Кроме этих тонких воздействий средневизантийского монументального искусства на пространственную композицию поздней византийской живописи, существовали и другие, более существенные влияния. Некоторые композиции, формы которых вырабатывались в сфере монументальной живописи, так и не утратили приобретенных в ней качеств. Среди них первое место занимают специфически купольные сюжеты, которые, попав на плоскую поверхность, никогда не скрывали своего происхождения из пространства купола. Изображение Пантократора со свитой из ангелов и пророков вряд ли когда-либо могло оказаться на ровной поверхности, – примечательно, что такого не позволяли себе даже позднейшие византийские художники, – и, таким образом, оставались лишь "Вознесение" и "Сошествие Святого Духа", которые как праздничные образы были обязательными для любого христологического цикла – в иллюминированных рукописях, пластинах из слоновой кости, портативных иконах или фресках на плоских стенах.

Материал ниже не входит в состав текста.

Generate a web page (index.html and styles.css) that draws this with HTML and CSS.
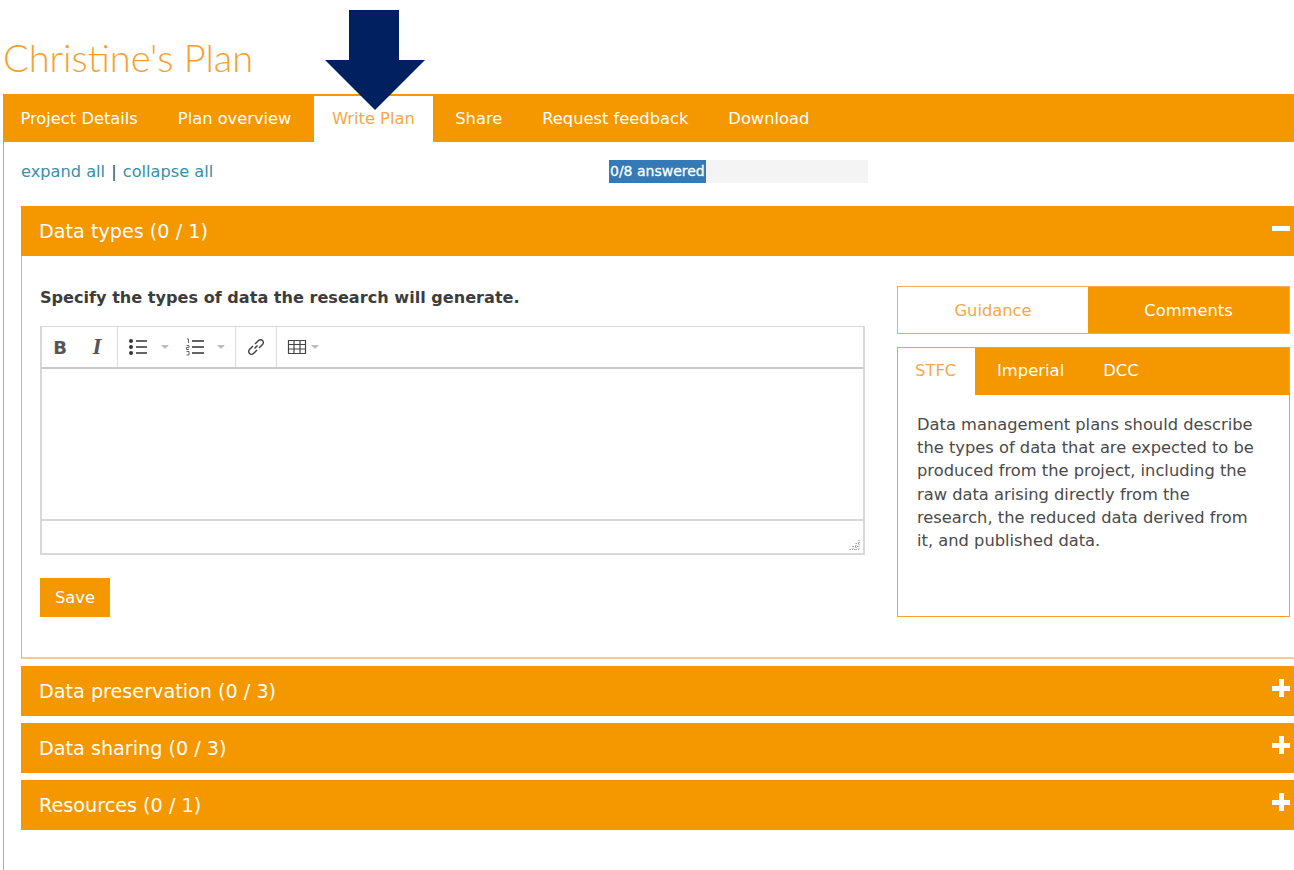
FILE: index.html
```html
<!DOCTYPE html>
<html lang="en">
<head>
    <meta charset="UTF-8">
    <meta name="viewport" content="width=device-width, initial-scale=1.0">
    <title>Christine's Plan</title>
    <link rel="stylesheet" href="styles.css">
</head>
<body>
    <svg class="pointer-arrow" width="100" height="100" viewBox="0 0 100 100">
        <polygon points="24,0 74,0 74,50 100,50 50,100 0,50 24,50" fill="#002060"/>
    </svg>

    <h1 class="plan-title">Christine's Plan</h1>

    <div class="main-tabs">
        <a class="main-tab">Project Details</a>
        <a class="main-tab">Plan overview</a>
        <a class="main-tab active">Write Plan</a>
        <a class="main-tab">Share</a>
        <a class="main-tab">Request feedback</a>
        <a class="main-tab">Download</a>
    </div>

    <div class="tab-content">
        <div class="plan-controls">
            <div class="expand-links"><a>expand all</a> | <a>collapse all</a></div>
            <div class="progress">
                <div class="progress-bar">0/8 answered</div>
            </div>
        </div>

        <div class="section-head">
            <span>Data types (0 / 1)</span>
            <span class="toggle minus"></span>
        </div>
        <div class="section-body">
            <div class="question">
                <h4>Specify the types of data the research will generate.</h4>
                <div class="editor">
                    <div class="toolbar">
                        <div class="tool-group format">
                            <span class="tool tool-b">B</span>
                            <span class="tool tool-i">I</span>
                        </div>
                        <div class="tool-group lists">
                            <svg width="20" height="18" viewBox="0 0 20 18">
                                <circle cx="3" cy="3" r="2" fill="#333"/><circle cx="3" cy="9" r="2" fill="#333"/><circle cx="3" cy="15" r="2" fill="#333"/>
                                <path d="M8 3h11M8 9h11M8 15h11" stroke="#333" stroke-width="1.6"/>
                            </svg>
                            <span class="caret"></span>
                            <svg width="18" height="18" viewBox="0 0 18 18">
                                <path d="M1 1h1.500v4M0.500 7.500h2.500v2h-2.500v2h2.500M0.500 13.500h2.500v3.500h-2.500" fill="none" stroke="#555" stroke-width="0.9"/>
                                <path d="M6 3h12M6 9h12M6 15h12" stroke="#333" stroke-width="1.6"/>
                            </svg>
                            <span class="caret"></span>
                        </div>
                        <div class="tool-group link">
                            <svg width="20" height="20" viewBox="0 0 20 20">
                                <path d="M8.500 11.500l3-3M7 9l-3.500 3.500a2.800 2.800 0 0 0 4 4L11 13M9 7l3.500-3.500a2.800 2.800 0 0 1 4 4L13 11" fill="none" stroke="#444" stroke-width="1.500"/>
                            </svg>
                        </div>
                        <div class="tool-group table">
                            <svg width="20" height="16" viewBox="0 0 20 16">
                                <path d="M1.500 1.500h17v13h-17zM1.500 5.500h17M1.500 10h17M7 1.500v13M13 1.500v13" fill="none" stroke="#444" stroke-width="1.200"/>
                            </svg>
                            <span class="caret"></span>
                        </div>
                    </div>
                    <div class="edit-area"></div>
                    <div class="status-bar">
                        <svg class="resize-grip" width="12" height="12" viewBox="0 0 12 12">
                            <path d="M10 1v10M7 4v7M4 7v4M1 10v1M1 10.500h10M4 7.500h6M7 4.500h3" stroke="#999" stroke-width="1" stroke-dasharray="1 1" fill="none"/>
                        </svg>
                    </div>
                </div>
                <button class="save-btn">Save</button>
            </div>

            <div class="side-panel">
                <div class="side-switch">
                    <div class="switch-item active">Guidance</div>
                    <div class="switch-item">Comments</div>
                </div>
                <div class="guidance-box">
                    <div class="guidance-tabs">
                        <a class="guidance-tab active">STFC</a>
                        <a class="guidance-tab">Imperial</a>
                        <a class="guidance-tab">DCC</a>
                    </div>
                    <p class="guidance-text">Data management plans should describe the types of data that are expected to be produced from the project, including the raw data arising directly from the research, the reduced data derived from it, and published data.</p>
                </div>
            </div>
        </div>

        <div class="section-head closed">
            <span>Data preservation (0 / 3)</span>
            <span class="toggle plus"></span>
        </div>
        <div class="section-head closed">
            <span>Data sharing (0 / 3)</span>
            <span class="toggle plus"></span>
        </div>
        <div class="section-head closed">
            <span>Resources (0 / 1)</span>
            <span class="toggle plus"></span>
        </div>
    </div>
</body>
</html>
```

FILE: styles.css
```css
body {
    margin: 0;
    padding: 0;
    background: #fff;
    color: #444;
    font-family: "DejaVu Sans", Verdana, sans-serif;
    font-size: 16px;
    overflow: hidden;
}

.pointer-arrow {
    position: absolute;
    top: 10px;
    left: 325px;
    z-index: 10;
}

.plan-title {
    margin: 0;
    padding: 33px 0 13px 3px;
    height: 48px;
    line-height: 48px;
    font-family: Lato, sans-serif;
    font-weight: 300;
    font-size: 38px;
    color: #f7a030;
}

.main-tabs {
    display: flex;
    height: 48px;
    margin-left: 3px;
    background: #f59800;
}

.main-tab {
    padding: 0 20px;
    line-height: 49px;
    font-size: 16.3px;
    color: #fff;
}

.main-tab:first-child {
    padding-left: 17.5px;
}

.main-tab.active {
    margin: 0 2.5px;
    padding: 0 18px;
    background: #fff;
    color: #f7a64a;
    border-top: 2px solid #f59800;
    line-height: 45px;
}

.tab-content {
    margin-left: 3px;
    padding: 0 0 0 17px;
    border-left: 1px solid #f7a030;
    height: 728px;
}

.plan-controls {
    display: flex;
    height: 64px;
    padding-top: 18px;
    box-sizing: border-box;
}

.expand-links {
    width: 588px;
    line-height: 23px;
    font-size: 16.2px;
}

.expand-links a {
    color: #3a8ea8;
}

.expand-links a:first-child {
    margin-right: 1px;
}

.expand-links a:last-child {
    margin-left: 1px;
}

.progress {
    width: 259px;
    height: 23px;
    background: #f4f4f4;
}

.progress-bar {
    width: 97px;
    height: 23px;
    padding-left: 1px;
    box-sizing: border-box;
    line-height: 23px;
    background: #337ab7;
    color: #fff;
    font-size: 14px;
    -webkit-text-stroke: 0.3px #fff;
    white-space: nowrap;
}

.section-head {
    display: flex;
    align-items: center;
    justify-content: space-between;
    height: 50px;
    padding: 0 4px 0 18px;
    background: #f59800;
    color: #fff;
    font-size: 19.2px;
}

.section-head.closed {
    margin-bottom: 7px;
}

.toggle {
    position: relative;
    width: 18px;
    height: 18px;
    margin-bottom: 6px;
}

.toggle::before,
.plus::after {
    content: "";
    position: absolute;
    background: #fff;
    left: 0;
    top: 7px;
    width: 18px;
    height: 5px;
}

.plus::after {
    left: 7px;
    top: 0;
    width: 5px;
    height: 18px;
}

.section-body {
    display: flex;
    justify-content: space-between;
    height: 403px;
    margin-bottom: 7px;
    padding: 30px 4px 0 18px;
    box-sizing: border-box;
    border-left: 1px solid #f9a94e;
    border-bottom: 2px solid #fbc88e;
}

.question {
    width: 825px;
}

.question h4 {
    margin: 0 0 17px;
    line-height: 23px;
    font-size: 16.1px;
    font-weight: 700;
    color: #3c3c3c;
}

.editor {
    border: 2px solid #d8d8d8;
    border-top-width: 1px;
    height: 229px;
    box-sizing: border-box;
    display: flex;
    flex-direction: column;
}

.toolbar {
    display: flex;
    height: 42px;
    box-sizing: border-box;
    border-bottom: 2px solid #c9c9c9;
    flex-shrink: 0;
}

.tool-group {
    display: flex;
    align-items: center;
    box-sizing: border-box;
    border-right: 1px solid #ddd;
    padding-left: 10px;
}

.tool-group svg {
    flex-shrink: 0;
}

.tool-group.format {
    width: 76px;
    padding-left: 8px;
    gap: 17px;
}

.tool-group.lists {
    width: 118px;
}

.tool-group.link {
    width: 41px;
}

.tool-group.table {
    border-right: none;
}

.tool {
    width: 20px;
    text-align: center;
    font-size: 18px;
    color: #555;
}

.tool-b {
    font-weight: 700;
}

.tool-i {
    font-family: "Liberation Serif", serif;
    font-style: italic;
    font-size: 23px;
    font-weight: 700;
}

.caret {
    margin: 0 17px 0 13px;
    border-left: 4px solid transparent;
    border-right: 4px solid transparent;
    border-top: 4px solid #bbb;
}

.caret:last-child {
    margin-right: 0;
}

.tool-group.table .caret {
    margin: 0 0 0 4px;
}

.edit-area {
    flex: 1;
}

.status-bar {
    display: flex;
    justify-content: flex-end;
    align-items: flex-end;
    height: 34px;
    padding: 0 2px 2px 0;
    box-sizing: border-box;
    border-top: 2px solid #d8d8d8;
}

.save-btn {
    display: block;
    width: 70px;
    height: 39px;
    margin-top: 23px;
    border: none;
    background: #f59800;
    color: #fff;
    font-family: inherit;
    font-size: 16.3px;
}

.side-panel {
    width: 393px;
}

.side-switch {
    display: flex;
    height: 48px;
    border: 1px solid #f9a94e;
    box-sizing: border-box;
}

.switch-item {
    flex: 1;
    line-height: 47px;
    text-align: center;
    font-size: 16.3px;
    background: #f59800;
    color: #fff;
}

.switch-item.active {
    flex: none;
    width: 190px;
    background: #fff;
    color: #f7a64a;
}

.guidance-box {
    height: 270px;
    margin-top: 13px;
    box-sizing: border-box;
    border: 1px solid #f7a030;
}

.guidance-tabs {
    display: flex;
    height: 47px;
    background: #f59800;
}

.guidance-tab {
    padding: 0 19.5px;
    line-height: 46px;
    font-size: 16.4px;
    color: #fff;
}

.guidance-tab.active {
    width: 77px;
    margin-right: 2.5px;
    padding: 0 0 0 17px;
    box-sizing: border-box;
    background: #fff;
    color: #f7a64a;
}

.guidance-text {
    margin: 18px 30px 0 19px;
    line-height: 23.2px;
    font-size: 16.3px;
    color: #4a4a4a;
}
```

"Вознесение". На плоскостные изображения Вознесения Христова оказали глубокое влияние купольные композиции на тот же сюжет. Однако художники не пытались механически развернуть купольный фриз: они стремились сохранить кое-что от расположения фигур в реальном пространстве. Во многих случаях они размещали апостолов в живописном пространстве своих плоскостных композиций так, как если бы апостолы стояли по кругу. Поскольку расположение фигур в подвергающемся перспективному сокращению круге требовало такой концепции живописного пространства, которая по своей ясности превосходила бы все то, что когда-либо находилось в распоряжении византийских мастеров, апостолов обычно изображали в два ряда – один на переднем плане и один на заднем, – создавая эффект толпы и помещая по краям "почти профильные" фигуры. Таким образом, появлялся некий намек на расположение фигур по кругу, и его, очевидно, было достаточно, чтобы напомнить о впечатлении, которое производит купол. Сам купольный свод действительно был изображен в одном из древнейших примеров "Вознесения" – в Евангелии Рабулы 586 г., миниатюра которого, должно быть, была написана под прямым влиянием одного из палестинских куполов.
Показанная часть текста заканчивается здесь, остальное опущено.